While the techniques it uses to rank the results may be very fancy
indeed (Google is a good example of innovation in choosing a system
for ranking), the actual search is based entirely on keywords, with
no higher-level understanding of the query or any of the documents
John Henry Revisited
Of course, while it is nice to have repetitive things automated,
it is also nice to have our search agent understand what it is doing.
We want a search agent who can behave like a librarian, but on a
massive scale, bringing us relevant documents we didn't even know
to look for. The question is, is it possible to augment the exhaustiveness
of a mechanical keyword search with some kind of a conceptual search
that looks at the meaning of each document, not just whether or
not a particular word or phrase appears in it?
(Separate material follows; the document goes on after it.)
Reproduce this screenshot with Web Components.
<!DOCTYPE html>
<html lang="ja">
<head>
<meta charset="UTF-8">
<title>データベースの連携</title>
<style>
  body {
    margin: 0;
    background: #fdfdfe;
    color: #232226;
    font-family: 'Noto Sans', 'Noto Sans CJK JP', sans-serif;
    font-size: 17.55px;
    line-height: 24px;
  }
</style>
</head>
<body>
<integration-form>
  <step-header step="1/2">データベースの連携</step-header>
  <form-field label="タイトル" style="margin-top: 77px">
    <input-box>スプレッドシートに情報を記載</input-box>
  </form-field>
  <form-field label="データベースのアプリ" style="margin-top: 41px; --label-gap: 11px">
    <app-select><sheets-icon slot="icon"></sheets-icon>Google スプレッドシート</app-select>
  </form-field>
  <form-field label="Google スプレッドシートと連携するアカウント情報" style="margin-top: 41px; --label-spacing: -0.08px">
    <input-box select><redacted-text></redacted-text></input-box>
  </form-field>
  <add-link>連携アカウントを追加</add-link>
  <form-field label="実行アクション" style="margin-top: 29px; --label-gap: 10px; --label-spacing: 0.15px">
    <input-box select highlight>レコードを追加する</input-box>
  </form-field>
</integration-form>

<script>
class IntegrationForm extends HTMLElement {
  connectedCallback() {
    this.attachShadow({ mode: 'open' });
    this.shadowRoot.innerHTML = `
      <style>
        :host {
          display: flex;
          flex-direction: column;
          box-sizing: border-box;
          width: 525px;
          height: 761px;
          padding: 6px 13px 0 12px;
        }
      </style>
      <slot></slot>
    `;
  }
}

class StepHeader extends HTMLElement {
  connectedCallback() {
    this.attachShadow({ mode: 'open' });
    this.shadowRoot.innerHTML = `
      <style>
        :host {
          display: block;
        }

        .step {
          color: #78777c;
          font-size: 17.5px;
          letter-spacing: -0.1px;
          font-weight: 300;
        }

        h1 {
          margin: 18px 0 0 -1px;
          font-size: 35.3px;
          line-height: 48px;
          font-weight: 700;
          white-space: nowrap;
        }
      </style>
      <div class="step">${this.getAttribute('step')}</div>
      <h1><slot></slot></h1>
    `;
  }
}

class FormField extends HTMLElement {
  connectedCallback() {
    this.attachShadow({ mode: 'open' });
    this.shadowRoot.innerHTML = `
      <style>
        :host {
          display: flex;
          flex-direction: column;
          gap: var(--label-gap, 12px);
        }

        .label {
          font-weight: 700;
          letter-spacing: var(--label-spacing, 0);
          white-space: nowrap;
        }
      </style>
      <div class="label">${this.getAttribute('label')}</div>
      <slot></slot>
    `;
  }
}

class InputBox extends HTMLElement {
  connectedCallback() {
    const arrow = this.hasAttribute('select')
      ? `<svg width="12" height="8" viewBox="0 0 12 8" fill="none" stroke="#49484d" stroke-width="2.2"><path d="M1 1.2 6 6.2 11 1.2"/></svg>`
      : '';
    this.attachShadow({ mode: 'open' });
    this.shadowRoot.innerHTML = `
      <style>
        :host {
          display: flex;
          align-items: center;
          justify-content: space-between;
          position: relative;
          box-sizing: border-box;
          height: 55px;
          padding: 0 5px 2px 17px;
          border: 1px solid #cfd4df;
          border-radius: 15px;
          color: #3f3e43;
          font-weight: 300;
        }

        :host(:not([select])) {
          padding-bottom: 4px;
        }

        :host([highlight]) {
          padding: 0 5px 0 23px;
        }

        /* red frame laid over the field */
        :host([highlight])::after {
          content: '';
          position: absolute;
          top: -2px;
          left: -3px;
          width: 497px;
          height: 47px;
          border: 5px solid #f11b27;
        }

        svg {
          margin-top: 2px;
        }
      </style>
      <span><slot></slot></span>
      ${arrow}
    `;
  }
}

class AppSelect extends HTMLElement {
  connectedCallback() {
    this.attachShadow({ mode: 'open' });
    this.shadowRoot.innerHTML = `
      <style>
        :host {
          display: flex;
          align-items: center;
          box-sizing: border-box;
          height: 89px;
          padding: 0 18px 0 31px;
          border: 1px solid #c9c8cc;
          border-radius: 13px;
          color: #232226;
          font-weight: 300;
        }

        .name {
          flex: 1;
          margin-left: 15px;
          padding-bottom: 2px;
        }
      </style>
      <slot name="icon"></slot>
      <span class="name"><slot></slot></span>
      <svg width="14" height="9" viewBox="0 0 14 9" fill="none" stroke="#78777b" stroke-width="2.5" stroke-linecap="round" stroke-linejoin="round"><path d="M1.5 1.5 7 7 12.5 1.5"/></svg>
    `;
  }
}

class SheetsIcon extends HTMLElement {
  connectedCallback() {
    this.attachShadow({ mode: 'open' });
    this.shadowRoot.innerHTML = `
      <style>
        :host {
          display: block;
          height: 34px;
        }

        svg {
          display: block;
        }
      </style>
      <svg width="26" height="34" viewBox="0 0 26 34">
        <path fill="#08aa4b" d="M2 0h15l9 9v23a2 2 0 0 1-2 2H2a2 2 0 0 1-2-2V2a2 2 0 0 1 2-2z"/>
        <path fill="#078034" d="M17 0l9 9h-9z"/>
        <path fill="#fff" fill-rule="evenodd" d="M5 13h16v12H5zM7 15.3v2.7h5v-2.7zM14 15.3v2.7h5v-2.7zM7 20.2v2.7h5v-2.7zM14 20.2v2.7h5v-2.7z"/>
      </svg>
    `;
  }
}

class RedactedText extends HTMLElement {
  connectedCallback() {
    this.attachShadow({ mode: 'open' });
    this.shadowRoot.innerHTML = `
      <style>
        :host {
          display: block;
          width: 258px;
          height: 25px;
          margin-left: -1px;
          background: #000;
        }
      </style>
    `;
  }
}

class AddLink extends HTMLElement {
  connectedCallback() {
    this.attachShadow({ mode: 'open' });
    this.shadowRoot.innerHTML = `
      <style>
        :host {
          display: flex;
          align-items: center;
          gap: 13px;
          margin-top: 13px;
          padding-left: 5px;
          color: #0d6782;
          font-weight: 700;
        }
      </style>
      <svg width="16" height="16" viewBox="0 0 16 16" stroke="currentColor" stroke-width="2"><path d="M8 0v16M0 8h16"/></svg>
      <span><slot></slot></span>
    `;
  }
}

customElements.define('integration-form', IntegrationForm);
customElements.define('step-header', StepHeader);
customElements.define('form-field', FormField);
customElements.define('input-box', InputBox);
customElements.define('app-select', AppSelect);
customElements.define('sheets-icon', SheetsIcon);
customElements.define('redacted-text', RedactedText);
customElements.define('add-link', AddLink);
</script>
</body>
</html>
If I am searching
for information on the effects of the naval
blockade on the economy of the Confederacy during the Civil War,
chances are high that a number of documents pertinent to that topic
might not contain every one of those keywords, or even a single
one of them. A discussion of cotton production in Georgia during
the period 1860-1870 might be extremely revealing and useful to
me, but if it does not mention the Civil War or the naval blockade
directly, a keyword search will never find it.
Many strategies have been tried to get around this 'dumb computer'
problem. Some of these are simple measures designed to enhance a
regular keyword search - for example, lists of synonyms for the
search engine to try in addition to the search query, or fuzzy
searches that tolerate bad spelling and different word forms.
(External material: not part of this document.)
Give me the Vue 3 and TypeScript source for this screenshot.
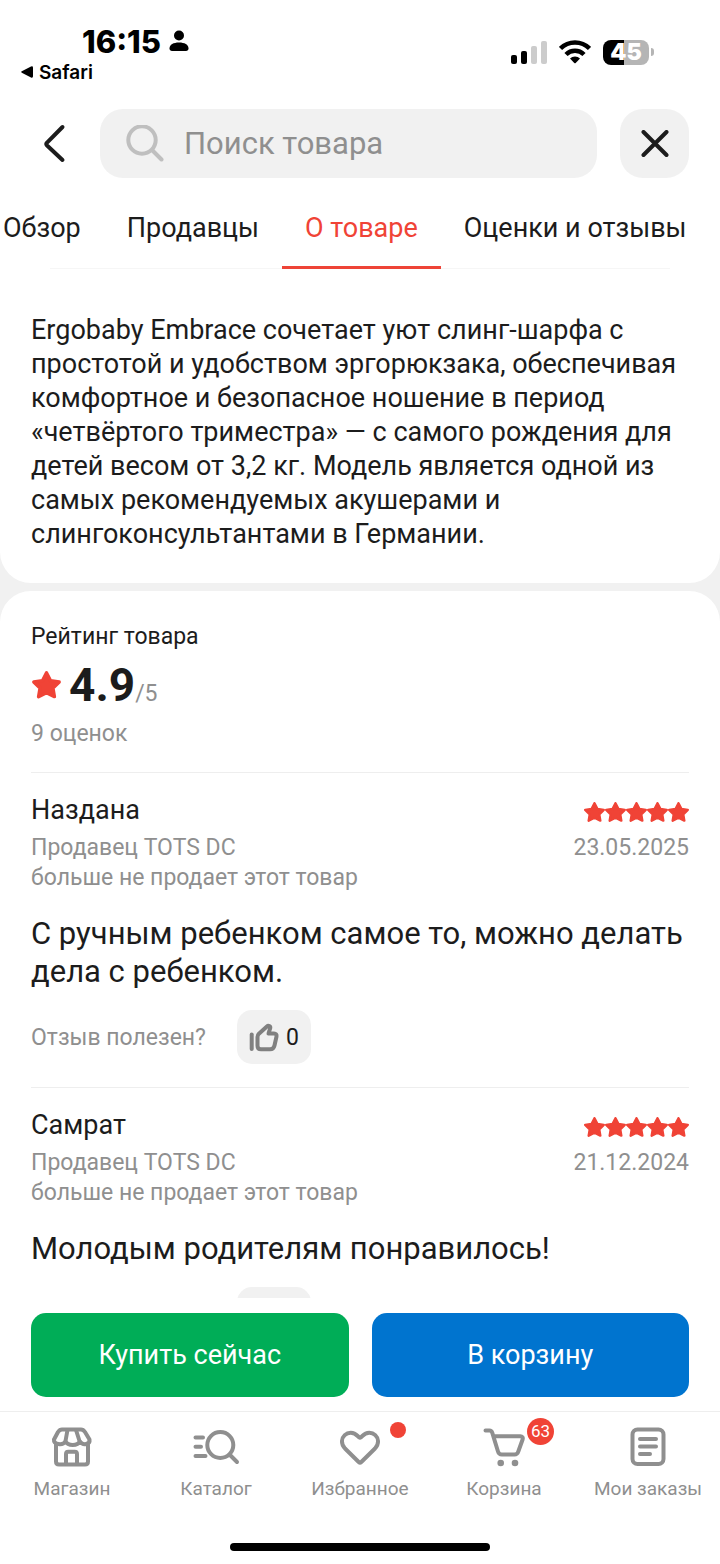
<script setup lang="ts">
import { ref } from 'vue'

interface Review {
  author: string
  date: string
  text: string
  likes: number
}

interface NavItem {
  id: string
  label: string
}

const query = ref('')
const activeTab = ref('О товаре')
const tabs: string[] = ['Обзор', 'Продавцы', 'О товаре', 'Оценки и отзывы']

const reviews = ref<Review[]>([
  {
    author: 'Наздана',
    date: '23.05.2025',
    text: 'С ручным ребенком самое то, можно делать дела с ребенком.',
    likes: 0,
  },
  {
    author: 'Самрат',
    date: '21.12.2024',
    text: 'Молодым родителям понравилось!',
    likes: 0,
  },
])

const navItems: NavItem[] = [
  { id: 'shop', label: 'Магазин' },
  { id: 'catalog', label: 'Каталог' },
  { id: 'favorites', label: 'Избранное' },
  { id: 'cart', label: 'Корзина' },
  { id: 'orders', label: 'Мои заказы' },
]

const starPath = 'M15 3.5l3.700 7.200 7.800 1.100-5.600 5.600 1.300 7.700L15 21.500l-7.200 3.600 1.300-7.700-5.600-5.600 7.800-1.100z'
</script>

<template>
  <div class="app">
    <div class="status">
      <div class="status-left">
        <div class="time">
          16:15
          <svg width="20" height="22" viewBox="0 0 20 22" aria-hidden="true">
            <circle cx="10" cy="5.500" r="5" />
            <path d="M0.500 18.500C0.500 14.500 4.500 12.500 10 12.500s9.500 2 9.500 6c0 1.500-1 2.500-2.500 2.500H3c-1.500 0-2.500-1-2.500-2.500z" />
          </svg>
        </div>
        <a class="return" href="#safari">
          <svg width="12" height="12" viewBox="0 0 12 12" aria-hidden="true">
            <path d="M0.800 5.300L10 0.500q2-.8 2 1.200v8.600q0 2-2 1.200L0.800 6.700q-1.200-.7 0-1.400z" />
          </svg>
          Safari
        </a>
      </div>
      <div class="status-right">
        <svg width="36" height="24" viewBox="0 0 36 24" aria-hidden="true">
          <rect x="0" y="15" width="6" height="9" rx="2" />
          <rect x="10" y="11" width="6" height="13" rx="2" />
          <rect x="20" y="6" width="6" height="18" rx="2" fill="#ccc" />
          <rect x="30" y="1" width="6" height="23" rx="2" fill="#ccc" />
        </svg>
        <svg width="32" height="24" viewBox="0 0 32 24" aria-hidden="true">
          <g fill="none" stroke="#000" stroke-width="4.500">
            <path d="M1.500 8.500a20.500 20.500 0 0 1 29 0" />
            <path d="M7 14.500a12.700 12.700 0 0 1 18 0" />
          </g>
          <path d="M11 18.500a7 7 0 0 1 10 0L16.700 23q-.7.700-1.400 0z" />
        </svg>
        <div class="battery"><span class="level">45</span><span class="tip"></span></div>
      </div>
    </div>

    <header class="header">
      <button class="back" type="button" aria-label="Назад">
        <svg width="24" height="40" viewBox="0 0 24 40" aria-hidden="true">
          <path d="M20.500 3L4.800 18.800q-1 1.200 0 2.400L20.500 36" />
        </svg>
      </button>
      <label class="search">
        <svg width="38" height="38" viewBox="0 0 38 38" aria-hidden="true">
          <circle cx="16" cy="15" r="13.700" />
          <path d="M26.500 25.500L35.500 34.500" />
        </svg>
        <input v-model="query" type="text" placeholder="Поиск товара" aria-label="Поиск товара" />
      </label>
      <button class="close" type="button" aria-label="Закрыть">
        <svg width="28" height="28" viewBox="0 0 28 28" aria-hidden="true">
          <path d="M2.500 2l23 23M25.500 2l-23 23" />
        </svg>
      </button>
    </header>

    <nav class="tabs" aria-label="Разделы">
      <button
        v-for="tab in tabs"
        :key="tab"
        type="button"
        class="tab"
        :class="{ active: tab === activeTab }"
        @click="activeTab = tab"
      >
        {{ tab }}
      </button>
    </nav>

    <main class="content">
      <section class="card about">
        <p>
          Ergobaby Embrace сочетает уют слинг-шарфа с простотой и удобством эргорюкзака,
          обеспечивая комфортное и безопасное ношение в период «четвёртого триместра» — с самого
          рождения для детей весом от 3,2 кг. Модель является одной из самых рекомендуемых
          акушерами и слингоконсультантами в Германии.
        </p>
      </section>

      <section class="card ratings">
        <div class="summary">
          <h2>Рейтинг товара</h2>
          <div class="score">
            <svg class="star" width="31" height="31" viewBox="1 1 28 28" aria-hidden="true">
              <path :d="starPath" />
            </svg>
            <strong>4.9</strong><span>/5</span>
          </div>
          <p class="count">9 оценок</p>
        </div>

        <article v-for="review in reviews" :key="review.author" class="review">
          <div class="review-head">
            <h3>{{ review.author }}</h3>
            <div class="stars" role="img" aria-label="5 из 5">
              <svg v-for="n in 5" :key="n" class="star" width="21" height="21" viewBox="2 2 26 26" aria-hidden="true">
                <path :d="starPath" />
              </svg>
            </div>
          </div>
          <div class="meta">
            <p>Продавец TOTS DC<br />больше не продает этот товар</p>
            <time>{{ review.date }}</time>
          </div>
          <p class="text">{{ review.text }}</p>
          <div class="useful">
            <span>Отзыв полезен?</span>
            <button type="button" aria-label="Полезный отзыв" @click="review.likes++">
              <svg width="30" height="30" viewBox="0 0 30 30" aria-hidden="true">
                <path d="M2.700 12.500v14.500" />
                <path d="M8.500 15c0-1.500.4-2.300 1.400-3.300l8-7.300c1.500-1.300 3.800-.2 3.300 1.800L19.500 11.500h5.500c1.900 0 2.900 1.300 2.500 3l-2 9c-.6 2.500-1.900 3.800-4.300 3.800H12c-2.200 0-3.500-1.300-3.500-3.500z" />
              </svg>
              {{ review.likes }}
            </button>
          </div>
        </article>
      </section>
    </main>

    <footer class="footer">
      <div class="actions">
        <button type="button" class="buy">Купить сейчас</button>
        <button type="button" class="add">В корзину</button>
      </div>
      <nav class="bottom-nav" aria-label="Основное меню">
        <a v-for="item in navItems" :key="item.id" :href="'#' + item.id">
          <span class="nav-icon">
            <svg width="48" height="48" viewBox="0 0 48 48" aria-hidden="true">
              <template v-if="item.id === 'shop'">
                <path d="M14 6.500h19c2 0 3 1 4 2.500l4.500 7.500c.8 5-6.500 6.500-9.500 2-2.500 4.500-12 4.500-14.500 0-3 4.500-12 3-11.500-2L10 9c1-1.500 2-2.500 4-2.500z" />
                <path d="M19.500 7l-2 11M28 7l3.500 11" />
                <path d="M8 21.500v17c0 2 1 3 3 3h26c2 0 3-1 3-3v-17" />
                <path d="M18 41v-10c0-1.500.8-2.300 2.300-2.300h6.400c1.500 0 2.300.8 2.300 2.300v10" />
              </template>
              <template v-else-if="item.id === 'catalog'">
                <circle cx="28.300" cy="22" r="13" />
                <path d="M38 32l7 7M3.500 14.500h7.500M3.500 23.700h5.500M3.500 33h10" />
              </template>
              <template v-else-if="item.id === 'favorites'">
                <path d="M22.700 39L9 25.500c-9-10 4-21.500 12.700-12.500l1.300 1.300q1 .8 2 0l1.300-1.300C35 4 48 15.500 39 25.500L25.300 39q-1.300 1.200-2.600 0z" />
              </template>
              <template v-else-if="item.id === 'cart'">
                <path d="M5.500 7.500h4c1.500 0 2.300.8 2.800 2.300l5.700 18.700c.6 2 1.800 3 3.800 3h12.700c2 0 3.200-1 3.800-3l4.300-12c.6-2-.3-3.300-2.300-3.300H14" />
                <circle class="dot" cx="20.700" cy="40" r="3.300" />
                <circle class="dot" cx="35" cy="40" r="3.300" />
              </template>
              <template v-else>
                <rect x="8.500" y="6.500" width="31" height="34.500" rx="5" />
                <path d="M16 16h16M16 23.500h16M16 31h10" />
              </template>
            </svg>
            <i v-if="item.id === 'favorites'" class="marker"></i>
            <b v-if="item.id === 'cart'" class="badge">63</b>
          </span>
          <span>{{ item.label }}</span>
        </a>
      </nav>
      <div class="home-indicator"></div>
    </footer>
  </div>
</template>

<style>
body {
  background: #fff;
}
</style>

<style scoped>
* {
  box-sizing: border-box;
}

.app {
  display: flex;
  flex-direction: column;
  height: 100vh;
  overflow: hidden;
  background: #fff;
  color: #1c1c1c;
  font-family: Roboto, "Noto Sans", sans-serif;
}

button,
input {
  border: 0;
  padding: 0;
  background: none;
  color: inherit;
  font: inherit;
}

a {
  color: inherit;
  text-decoration: none;
}

h2,
h3,
p {
  margin: 0;
  font-weight: 400;
}

svg {
  display: block;
  flex: none;
}

.status {
  display: flex;
  justify-content: space-between;
  flex: none;
  height: 109px;
  padding: 23px 66px 0 21px;
  color: #000;
  font-family: Inter, sans-serif;
}

.time {
  display: flex;
  align-items: center;
  gap: 8px;
  height: 36px;
  padding-left: 61px;
  font-size: 31px;
  font-weight: 800;
}

.return {
  display: flex;
  align-items: center;
  gap: 6px;
  height: 26px;
  font-size: 19px;
  font-weight: 600;
}

.status-right {
  display: flex;
  align-items: center;
  gap: 12px;
  height: 58px;
}

.battery {
  display: flex;
  align-items: center;
  gap: 2px;
}

.level {
  width: 46px;
  height: 25px;
  border-radius: 8px;
  background: linear-gradient(90deg, #000 45%, #b5b5b5 45%);
  color: #fff;
  font-size: 23px;
  font-weight: 900;
  line-height: 25px;
  text-align: center;
}

.tip {
  width: 3px;
  height: 8px;
  border-radius: 0 4px 4px 0;
  background: #b5b5b5;
}

.header {
  display: flex;
  align-items: center;
  flex: none;
  padding: 0 31px 0 42px;
}

.back {
  width: 58px;
}

.back svg,
.close svg {
  fill: none;
  stroke: #1c1c1c;
  stroke-width: 4;
  stroke-linecap: round;
  stroke-linejoin: round;
}

.search {
  display: flex;
  align-items: center;
  flex: 1;
  gap: 20px;
  min-width: 0;
  height: 69px;
  margin-right: 23px;
  padding: 0 26px;
  border-radius: 23px;
  background: #f1f1f1;
}

.search svg {
  fill: none;
  stroke: #bfbfbf;
  stroke-width: 4;
  stroke-linecap: round;
}

.search input {
  flex: 1;
  min-width: 0;
  font-size: 31px;
  outline: none;
}

.search input::placeholder {
  color: #8f8f8f;
  opacity: 1;
}

.close {
  display: flex;
  align-items: center;
  justify-content: center;
  width: 69px;
  height: 69px;
  border-radius: 23px;
  background: #f1f1f1;
}

.tabs {
  display: flex;
  flex: none;
  height: 91px;
  margin-left: -20px;
  overflow: hidden;
  background: linear-gradient(#f6f6f6, #f6f6f6) 70px 90px / calc(100% - 120px) 1px no-repeat;
}

.tab {
  flex: none;
  padding: 12px 23px 0;
  border-bottom: 3px solid transparent;
  font-size: 27px;
  line-height: 32px;
  white-space: nowrap;
}

.active {
  border-color: #ee4437;
  color: #f04336;
}

.content {
  flex: 1;
  min-height: 0;
  overflow: hidden;
  background: #f1f1f1;
}

.card {
  padding: 0 31px;
  background: #fff;
}

.about {
  padding-top: 44px;
  padding-bottom: 32px;
  border-radius: 0 0 31px 31px;
  font-size: 27px;
  line-height: 34px;
}

.ratings {
  margin-top: 8px;
  padding-top: 31px;
  border-radius: 31px 31px 0 0;
}

.summary h2 {
  font-size: 23px;
  line-height: 30px;
}

.score {
  display: flex;
  align-items: baseline;
  height: 67px;
  line-height: 67px;
}

.star {
  fill: #f04336;
  stroke: #f04336;
  stroke-width: 3;
  stroke-linejoin: round;
}

.score .star {
  align-self: center;
  margin-right: 7px;
}

.score strong {
  font-size: 46px;
}

.score span,
.count,
.meta,
.useful > span {
  color: #8f8f8f;
  font-size: 23px;
}

.count {
  line-height: 30px;
}

.review {
  margin-top: 23px;
  padding-top: 20px;
  border-top: 1px solid #eee;
}

.review-head,
.meta {
  display: flex;
  justify-content: space-between;
}

.review h3 {
  font-size: 27px;
  line-height: 34px;
}

.stars {
  display: flex;
  align-items: center;
  padding-top: 4px;
}

.meta {
  padding-top: 6px;
  line-height: 30px;
}

.text {
  padding: 22px 0 19px;
  font-size: 31px;
  line-height: 38px;
}

.useful {
  display: flex;
  align-items: center;
  gap: 31px;
}

.useful button {
  display: flex;
  align-items: center;
  gap: 7px;
  height: 54px;
  padding: 0 12px;
  border-radius: 15px;
  background: #f1f1f1;
  font-size: 23px;
}

.useful svg {
  fill: none;
  stroke: #808080;
  stroke-width: 4;
  stroke-linecap: round;
  stroke-linejoin: round;
}

.footer {
  flex: none;
  background: #fff;
}

.actions {
  display: flex;
  gap: 23px;
  padding: 15px 31px 14px;
}

.actions button {
  flex: 1;
  height: 84px;
  border-radius: 15px;
  color: #fff;
  font-size: 27px;
}

.actions .buy {
  background: #00ad57;
}

.actions .add {
  background: #0074cf;
}

.bottom-nav {
  display: grid;
  grid-template-columns: repeat(5, 1fr);
  border-top: 1px solid #eee;
}

.bottom-nav a {
  display: flex;
  flex-direction: column;
  align-items: center;
  gap: 6px;
  padding: 11px 0 42px;
  color: #8f8f8f;
  font-size: 19px;
  line-height: 24px;
  white-space: nowrap;
}

.nav-icon {
  position: relative;
}

.nav-icon svg {
  fill: none;
  stroke: #8f8f8f;
  stroke-width: 4;
  stroke-linecap: round;
  stroke-linejoin: round;
}

.nav-icon .dot {
  fill: #8f8f8f;
  stroke: none;
}

.marker {
  position: absolute;
  top: -1px;
  left: 54px;
  width: 16px;
  height: 16px;
  border-radius: 50%;
  background: #f04336;
}

.badge {
  position: absolute;
  top: -5px;
  left: 47px;
  width: 27px;
  height: 27px;
  border-radius: 50%;
  background: #f04336;
  color: #fff;
  font-size: 17px;
  font-weight: 400;
  line-height: 26px;
  text-align: center;
}

.home-indicator {
  width: 36%;
  height: 8px;
  margin: 0 auto 13px;
  border-radius: 4px;
  background: #000;
}
</style>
Others are ambitious exercises in artificial intelligence, using
complex language models and search algorithms to mimic how we aggregate
words and sentences into higher-level concepts.
Unfortunately, these higher-level models are really bad. Despite
years of trying, no one has been able to create artificial intelligence,
or even artificial stupidity. And there is growing agreement that
nothing short of an artificial intelligence program can consistently
extract higher-level concepts from written human language, which
has proven far more ambiguous and difficult to understand than any
of the early pioneers of computing expected.
That leaves natural intelligence, and specifically expert human
archivists, to do the complex work of organizing and tagging data
to make a conceptual search possible.